Мне приходится остановиться здесь на одном совершенно неизвестном обстоятельстве. Подобно тому, как от мыса Лопатка тянется к западу в сторону Японии ряд островов, так от него же тянется другой их ряд к востоку на одинаковой с Лопаткою долготе и на широте 50–51°; острова эти, раньше совершенно неизвестные, были случайно и против всякого ожидания открыты нами во время обратного путешествия нашего из Америки. Когда мы в 1741 году находились на расстоянии примерно 150 миль к востоку от Лопатки, считаясь с географическою долготою, то усмотрели материк Америки под 53° широты, острова же находились на широте до 57°. Мы тут несомненно имели дело с наиболее южной оконечностью Америки[43], откуда материк в обе стороны, как на восток, так и на запад, вновь постепенно простирается к северу. Следовательно, эти американские острова расположены на одинаковой географической широте с третьим из Курильских островов; затем они тянутся в северном направлении таким образом, что приходятся как раз посередине пролива между Азией и Америкой[44], где мы их нашли и увидели. Итак, если бы отправиться от этой самой южной, отныне известной оконечности в юго-западном направлении, мы наткнулись бы на наличие компанейской торговли, возможность чего многие отрицают. Предположительно компанейские владения являются основанием треугольника, две другие стороны которого состоят из обоих известных боковых островов.

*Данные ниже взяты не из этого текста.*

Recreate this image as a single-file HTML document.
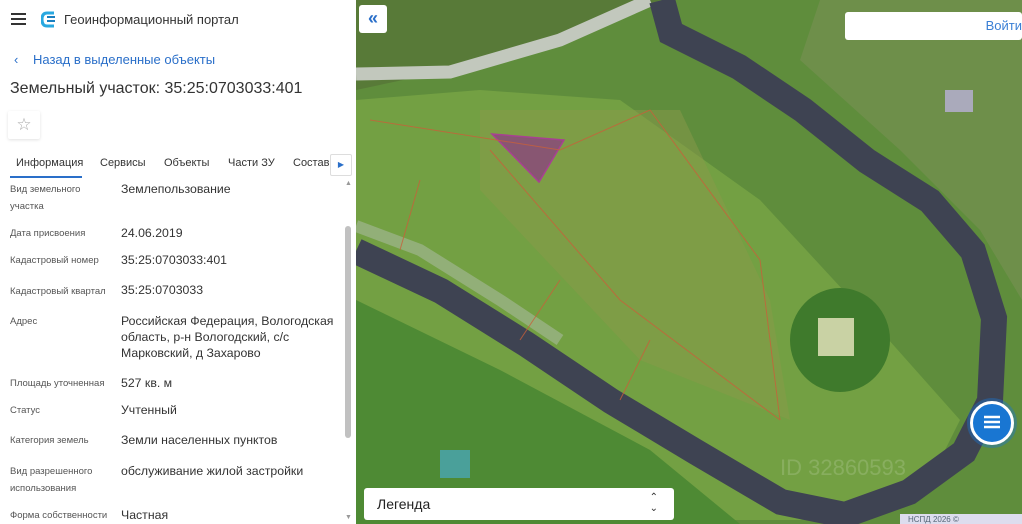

Относительно остальных островов мы располагали неопределенными отрывочными и плохими сведениями, потому что во время первой экспедиции капитана Шпангберга все было сделано чересчур поспешно и легкомысленно*, и этот моряк удовольствовался лишь тем, что окрестил эти острова именами, заимствованными из обихода православной церкви: один из них он назвал Архимандритом, другой — Протопопом и т. д. Деловое же суждение насчет этих островов он предоставил другим. Известно только, что западные острова — крупнее и плодороднее восточных и что они покрыты прекрасными лесами и что на них растут лимонные деревья[45], бамбук[46], испанский тростник и ядовитое растение, подобное ревеню, шафранно-желтого цвета, с клубнеобразным корнем; растение это знакомо жителям первого острова и в былое время употреблялось ими для отравления стрел и продавалось ими. Из птиц мне удалось раздобыть и срисовать гагару[47], из морских же у них встречаются крупные полипы и сепии, макрели, рыбы-ласточки, чепцы и орлообразные.
На одном острове, названном капитаном Шпангбергом Фигурным, есть, как говорят, отличная гавань. По моему мнению, более отдаленные острова вполне заслуживают точного обследования. При некоторых обстоятельствах они могли бы оказаться весьма выгодными для интересов государства: без особого труда для этого можно было бы приспособлять и японцев, и китайцев, а при возникновении недоразумений между Китаем и Россией тут могла бы в значительной мере быть поднята торговля между обеими странами и могли бы быть получены значительные выгоды. Об этом легко судить тем, кому известно, какими товарами торгуют между собой Китай и Япония и как плохи мореходство и корабли обоих этих народов[48], так как суда их могут ходить только по ветру и дают возможность европейскому кораблю делать с ними все, что ему заблагорассудится, хотя бы азиатских судов собралось разом даже штук до 30. Эти отдаленные острова с их гаванями могли бы с течением времени оказаться весьма полезными и прибыльными.